Liquidity often brings generational questions into sharper focus. Younger family members may suddenly find themselves closer to decision making, while older generations consider how responsibility should evolve. Within a generational planning framework, these transitions can be addressed with clarity, supporting participation without pressure and reinforcing continuity across time.

In many cases, families look to family trusts and foundations as part of their long-term continuity framework. When understood within a broader governance and stewardship context, these structures can support stability, clarity, and responsible decision making across generations.

Why Families Who Pause Often Preserve More Than Capital

Families who allow themselves time after liquidity frequently discover benefits beyond financial stability. Relationships remain more balanced. Communication improves. Decision making becomes less reactive and more intentional.

This approach does not eliminate complexity. It creates a context in which complexity can be navigated calmly.

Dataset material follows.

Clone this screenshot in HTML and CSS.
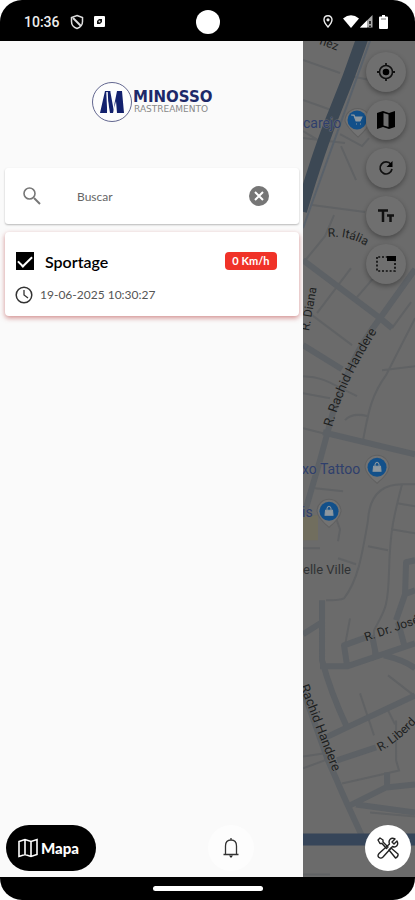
FILE: index.html
```html
<!DOCTYPE html>
<html lang="pt-BR">
<head>
<meta charset="utf-8">
<meta name="viewport" content="width=device-width, initial-scale=1">
<title>Minosso Rastreamento</title>
<link rel="stylesheet" href="styles.css">
</head>
<body>
<div class="phone">
  <header class="status">
    <div class="status-left">
      <span class="clock">10:36</span>
      <svg width="14" height="16" viewBox="0 0 14 16"><path d="M7 1.500 12.500 3.500V7.500C12.500 11 10 13.500 7 14.500 4 13.500 1.500 11 1.500 7.500V3.500Z" fill="none" stroke="#ddd" stroke-width="1.500"/><path d="M3 4 11 12" stroke="#ddd" stroke-width="2"/></svg>
      <svg width="11" height="11" viewBox="0 0 11 11"><rect width="11" height="11" rx="1" fill="#fff"/><path d="M3 8V5L5 3H8V6L6 8Z" fill="#111"/><circle cx="5.500" cy="5.500" r="1" fill="#ddd"/></svg>
    </div>
    <span class="camera"></span>
    <div class="status-right">
      <svg width="10" height="13" viewBox="0 0 10 13"><path d="M5 .8C2.500.8 1 2.600 1 4.800 1 7.500 5 12 5 12S9 7.500 9 4.800C9 2.600 7.500.8 5 .8Z" fill="none" stroke="#eee" stroke-width="1.400"/><circle cx="5" cy="4.800" r="1.600" fill="#eee"/></svg>
      <svg class="wifi" width="16" height="13" viewBox="0 0 16 13"><path d="M0 3.500Q8-3 16 3.500L8 13Z" fill="#fff"/></svg>
      <svg width="14" height="13" viewBox="0 0 14 13"><path d="M1 12.500 13.500 0V12.500Z" fill="#aaa"/><path d="M1 12.500 8 5.500V12.500Z" fill="#fff"/><path d="M11 6v3M11 10.500v1.500" stroke="#000" stroke-width="1.500"/></svg>
      <svg class="battery" width="9" height="14" viewBox="0 0 9 14"><path d="M3 0H6V1.500H8Q9 1.500 9 2.500V13Q9 14 8 14H1Q0 14 0 13V2.500Q0 1.500 1 1.500H3Z" fill="#fff"/><path d="M2 4H7" stroke="#777"/></svg>
    </div>
  </header>

  <main class="screen">
    <aside class="drawer">
      <svg class="logo" viewBox="-2 0 124 42" role="img" aria-label="Minosso Rastreamento">
        <circle cx="21" cy="21" r="19.500" fill="#fdfdfd" stroke="#62668f"/>
        <path d="M14 10H20L23 25 26 10H31L33 32H26L25 20 22 32H19L17 20 16 32H9Z" fill="#13216d"/>
        <path d="M20 10 24 32M16 11 17 32" stroke="#fdfdfd" stroke-width="1.500"/>
        <text class="brand" x="42" y="21">MINOSSO</text>
        <text class="tagline" x="43" y="31">RASTREAMENTO</text>
      </svg>

      <label class="search">
        <svg width="20" height="20" viewBox="0 0 20 20"><circle cx="7.500" cy="7.500" r="5.500" fill="none" stroke="#777" stroke-width="1.600"/><path d="M12 12 18 18" stroke="#777" stroke-width="2"/></svg>
        <input type="text" placeholder="Buscar" aria-label="Buscar">
        <button class="clear" type="button" aria-label="Limpar"><svg width="20" height="20" viewBox="0 0 20 20"><circle cx="10" cy="10" r="10" fill="#767676"/><path d="M6 6 14 14M14 6 6 14" stroke="#fff" stroke-width="2"/></svg></button>
      </label>

      <section class="vehicle">
        <div class="row">
          <label class="name"><input type="checkbox" checked>Sportage</label>
          <span class="speed">0 Km/h</span>
        </div>
        <div class="time">
          <svg width="18" height="18" viewBox="0 0 18 18"><circle cx="9" cy="9" r="7.800" fill="none" stroke="#333" stroke-width="1.500"/><path d="M9 4V9L13 12" fill="none" stroke="#333" stroke-width="1.300"/></svg>
          <time datetime="2025-06-19T10:30:27">19-06-2025 10:30:27</time>
        </div>
      </section>

      <nav class="tabs">
        <a class="tab-map" href="#mapa"><svg width="20" height="20" viewBox="0 0 20 20"><path d="M1 3.500 7 1.500 13 3.500 19 1.500V16.500L13 18.500 7 16.500 1 18.500ZM7 1.500V16.500M13 3.500V18.500" fill="none" stroke="#fff" stroke-width="1.600"/></svg>Mapa</a>
        <a class="tab-bell" href="#alertas" aria-label="Alertas"><svg width="18" height="22" viewBox="0 0 18 22"><path d="M1.500 17.500H16.500M3.500 17V9C3.500 5 5.500 3 9 3S14.500 5 14.500 9V17M9 1V3" fill="none" stroke="#333" stroke-width="1.300"/><path d="M7 18.500H11L9 21Z" fill="#222"/></svg></a>
      </nav>
    </aside>

    <section class="map" aria-label="Mapa">
      <svg class="map-art" viewBox="303 41 112 836" preserveAspectRatio="xMinYMin slice">
        <defs>
          <path id="rachid-north" d="M332 427Q345 380 381 325"/>
          <path id="liberdade" d="M380 751Q402 740 425 712"/>
          <path id="italia" d="M328 237Q350 234 374 251"/>
        </defs>
        <g class="lane">
          <path d="M303 60 340 73M303 100 334 111M340 134 362 146 369 138M341 146 356 180M312 205 365 212M303 131 318 140M350 76 380 82M345 143 303 138"/>
          <path d="M303 263 325 236 334 215M317 313 351 268M312 315 352 345M357 297 376 275M415 318 386 375C370 397 368 415 363 440M382 370 415 366M392 328 411 302M303 376C325 377 330 383 357 396M303 393 330 398M345 420Q352 412 368 416M303 428 327 434"/>
          <path d="M368 520Q370 484 402 484H415M402 484C394 515 390 530 389 570S384 610 374 630L373 660M397 503 415 506M391 529 415 533M368 546 388 550M368 520C362 555 358 580 344 598 340 600 330 600 326 600M338 558 356 564M303 548H320M315 488 343 491M336 518 340 529 338 541M350 618 345 645"/>
          <path d="M360 693 374 735M388 675 415 696M396 720V760L399 770 386 773 342 783M303 768 330 758M303 756 330 752M388 710 395 724M370 812 415 816M303 874H330"/>
        </g>
        <g class="street">
          <path d="M303 260 380 318 392 328M303 345 342 369M415 269 380 318C352 355 345 380 333 412L320 460 303 518M323 432 415 454"/>
          <path d="M303 634 322 622M322 600V660C330 690 339 710 347 727M320 666H347L415 643M347 665 344 645 366 637M376 655 372 635M404 644 398 622M384 655Q405 660 415 668M415 695 347 727 326 737M337 760 376 747M336 778C345 800 355 820 364 840M350 805 386 787 415 784M356 804 415 812M387 787V772M415 560 406 562 405 594 396 620M404 594 415 590M303 690 328 760 336 778"/>
        </g>
        <path class="avenue-edge" d="M371 38 303 228"/>
        <path class="avenue" d="M363 36Q350 75 335 111T301 211"/>
        <path class="avenue bottom" d="M303 839H415"/>
        <path d="M303 515H318V540H303Z" fill="#716e5e"/>
        <g class="label">
          <text x="319" y="44" transform="rotate(20 319 44)">ñez</text>
          <text><textPath href="#italia">R. Itália</textPath></text>
          <text x="309" y="331" transform="rotate(-80 309 331)">R. Diana</text>
          <text class="long"><textPath href="#rachid-north">R. Rachid Handere</textPath></text>
          <text x="366" y="641" transform="rotate(-19 366 641)">R. Dr. José</text>
          <text class="long" x="300" y="686" transform="rotate(69 300 686)">Rachid Handere</text>
          <text><textPath href="#liberdade">R. Liberd</textPath></text>
        </g>
        <g class="place"><text x="303" y="128">carejo</text><text x="302" y="474">xo Tattoo</text><text x="302" y="517">is</text></g>
        <text class="district" x="303" y="574">elle Ville</text>
        <g class="pin">
          <path d="M345 121A12 12 0 1 1 370 121Q369 127 358 137 347 127 345 121Z"/><circle cx="357" cy="120" r="9.500"/>
          <path class="glyph" d="M351 115H354L355 117H362L360 121H356L354 116M356 124H357M360 124H361"/>
          <path d="M365 467A12 12 0 1 1 389 467Q388 474 377 483 366 474 365 467Z"/><circle cx="377" cy="467" r="9.500"/>
          <path class="bag" d="M373.500 466H380.500L381 471H373Z"/><path class="handle" d="M375 466V464Q377 460 379 464V466"/>
          <path d="M317 511A12 12 0 1 1 341 511Q340 518 329 527 318 518 317 511Z"/><circle cx="329" cy="511" r="9.500"/>
          <path class="bag" d="M325.500 510H332.500L333 515H325Z"/><path class="handle" d="M327 510V508Q329 504 331 508V510"/>
        </g>
      </svg>

      <div class="controls">
        <button type="button" aria-label="Minha localização"><svg width="20" height="20" viewBox="0 0 20 20"><circle cx="10" cy="10" r="6.500" fill="none" stroke="#111" stroke-width="1.600"/><circle cx="10" cy="10" r="3.300"/><path d="M10 1V4M10 16V19M1 10H4M16 10H19" stroke="#111" stroke-width="1.800"/></svg></button>
        <button type="button" aria-label="Tipo de mapa"><svg width="20" height="20" viewBox="0 0 20 20"><path fill-rule="evenodd" d="M1 3 7 1 13 3 19 1V17L13 19 7 17 1 19ZM7.500 3V15.500L12.500 17V4.500Z"/></svg></button>
        <button type="button" aria-label="Atualizar"><svg width="16" height="16" viewBox="0 0 16 16"><path d="M13 4.500A6 6 0 1 0 14 9" fill="none" stroke="#111" stroke-width="1.700"/><path d="M14.500 1V7H8.500Z"/></svg></button>
        <button type="button" aria-label="Rótulos"><svg width="18" height="16" viewBox="0 0 18 16"><path d="M1 2.500H11M6 2.500V14M10 7.500H17M13.500 7.500V14" fill="none" stroke="#111" stroke-width="2.500"/></svg></button>
        <button type="button" aria-label="Janela"><svg width="20" height="16" viewBox="0 0 20 16"><path d="M1 1V15H19V1Z" fill="none" stroke="#111" stroke-width="1.700" stroke-dasharray="2 1.800"/><path d="M11 0H20V5H11Z"/></svg></button>
      </div>

      <button class="tools" type="button" aria-label="Ferramentas"><svg width="22" height="22" viewBox="0 0 22 22" fill="none" stroke="#222" stroke-width="1.400" stroke-linejoin="round"><path d="M1 3 3 1 6 3V5L11 10 9.500 11.500 5 6.500H3Z"/><path d="M12 13 14 11 21 17Q21.500 20 18.500 21Z"/><path d="M20 4 17 7 15 5 18 2C14 0 11 3 12.500 7L2 16.500Q0 19 2 20.500 4 22 6 20L15.500 9.500C19 11 22 8 20 4Z"/></svg></button>
    </section>
  </main>

  <footer class="gesture"><span></span></footer>
</div>
</body>
</html>
```
FILE: styles.css
```css
* { box-sizing: border-box; }
body { margin: 0; background: #fff; font-family: Lato, sans-serif; }
button { border: 0; padding: 0; }
svg { display: block; flex: none; }

.phone {
  display: flex;
  flex-direction: column;
  min-height: 100vh;
  border-radius: 22px;
  overflow: hidden;
  background: #000;
}

.status {
  display: grid;
  grid-template-columns: 1fr auto 1fr;
  align-items: center;
  height: 41px;
  padding: 2px 24px 0;
  color: #eee;
}
.status-left, .status-right { display: flex; align-items: center; }
.status-left { gap: 10px; }
.status-right { justify-content: flex-end; }
.wifi { margin-left: 10px; }
.battery { margin: 0 3px 0 6px; }
.clock { font: 500 14px/16px Roboto, sans-serif; }
.camera { width: 24px; height: 24px; border-radius: 50%; background: #fff; }

.screen { flex: 1; display: flex; }

.drawer {
  width: 73%;
  display: flex;
  flex-direction: column;
  background: #fafafa;
}
.logo { width: 124px; height: 42px; margin: 40px auto 45px; }
.brand { font: bold 15px "DejaVu Sans", sans-serif; fill: #1d2969; }
.tagline { font: 9px "DejaVu Sans", sans-serif; fill: #888; }

.search {
  display: flex;
  align-items: center;
  height: 56px;
  margin: 0 4px 0 5px;
  padding: 0 30px 0 17px;
  background: #fff;
  border-radius: 3px;
  box-shadow: 0 1px 2px #0004;
}
.search input {
  flex: 1;
  min-width: 0;
  margin-left: 35px;
  padding: 2px 0 0;
  border: 0;
  outline: 0;
  background: none;
  font: 12px/16px Lato, sans-serif;
}
.search input::placeholder { color: #666; opacity: 1; }
.clear { background: none; }

.vehicle {
  margin: 8px 4px 0 5px;
  padding: 18px 22px 12px 10px;
  background: #fff;
  border-radius: 4px;
  box-shadow: 0 2px 5px #b0303088;
}
.row { display: flex; align-items: center; justify-content: space-between; height: 22px; }
.name { display: flex; align-items: center; gap: 11px; font-size: 16px; font-weight: 600; color: #000; }
.name input {
  appearance: none;
  width: 18px;
  height: 18px;
  margin: 0 0 0 1px;
  background: #000;
  display: grid;
  place-items: center;
}
.name input::before {
  content: "";
  width: 12px;
  height: 6px;
  border: solid #fff;
  border-width: 0 0 2px 2px;
  transform: rotate(-45deg);
  margin-bottom: 3px;
}
.speed {
  width: 52px;
  border-radius: 4px;
  background: #f03228;
  color: #fff;
  font-size: 11px;
  font-weight: 700;
  line-height: 18px;
  text-align: center;
}
.time { display: flex; align-items: center; gap: 7px; margin-top: 14px; font-size: 12px; line-height: 18px; color: #555; }

.tabs {
  display: flex;
  justify-content: space-between;
  margin-top: auto;
  padding: 0 49px 6px 6px;
}
.tab-map {
  display: flex;
  align-items: center;
  gap: 3px;
  width: 90px;
  height: 46px;
  padding-left: 12px;
  border-radius: 23px;
  background: #000;
  color: #fff;
  font-size: 15px;
  font-weight: 900;
  text-decoration: none;
}
.tab-bell, .tools {
  display: grid;
  place-items: center;
  width: 46px;
  height: 46px;
  border-radius: 50%;
  background: #fff;
}
.tab-bell { background: #fdfdfd; }

.map { position: relative; flex: 1; background: #6b6b6b; overflow: hidden; }
.map-art { position: absolute; inset: 0; width: 100%; height: 100%; }
.lane path { fill: none; stroke: #606264; stroke-width: 2; }
.street path { fill: none; stroke: #5d6165; stroke-width: 6; stroke-linejoin: round; }
.avenue { fill: none; stroke: #3c4854; stroke-width: 12; }
.avenue-edge { fill: none; stroke: #59616a; stroke-width: 2; }
.bottom { stroke: #364559; }
.label text { font: 12px Roboto, sans-serif; fill: #1d1f21; stroke: #6b6b6b; stroke-width: 1; paint-order: stroke; }
.label .long { font-size: 13px; }
.place text { font: 14px Roboto, sans-serif; fill: #2f3f6c; stroke: #6b6b6b; stroke-width: 1; paint-order: stroke; }
.district { font: 13px Roboto, sans-serif; fill: #303234; }
.pin path { fill: #737373; stroke: #606060; }
.pin circle { fill: #12508a; }
.pin .glyph { fill: #8e989f; stroke: #8e989f; }
.pin .bag { fill: #8e989f; stroke: #8e989f; }
.pin .handle { fill: none; stroke: #8e989f; }

.controls {
  position: absolute;
  top: 11px;
  right: 9px;
  display: grid;
  gap: 8px;
}
.controls button {
  display: grid;
  place-items: center;
  width: 40px;
  height: 40px;
  border-radius: 50%;
  background: #6f6f6f;
  box-shadow: 0 2px 5px #0005;
}
.tools { position: absolute; right: 4px; bottom: 6px; }

.gesture { display: flex; justify-content: center; height: 23px; padding-top: 9px; }
.gesture span { width: 110px; height: 5px; border-radius: 3px; background: #fff; }
```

By prioritising alignment over speed, families preserve trust, confidence, and continuity alongside wealth itself. Among families in the United Kingdom and Europe with established private interests, this emphasis on pacing has become increasingly important as liquidity events grow more frequent and complex. The ability to pause is no longer seen as hesitation, but as prudence.

Liquidity as a Catalyst for Continuity

Liquidity events mark transformation, not resolution. They change the shape of wealth and the rhythm of decision making, often faster than families anticipate.

Instability does not arise from wealth itself, but from the absence of space, structure, and shared understanding during transition. Families who recognise liquidity as a moment for reflection rather than acceleration often navigate change with greater confidence. By pausing, establishing structure, and reconnecting decisions to long-term purpose, families allow liquidity to become a source of continuity rather than uncertainty. In doing so, they preserve not only capital, but the relationships and clarity that give wealth its enduring meaning.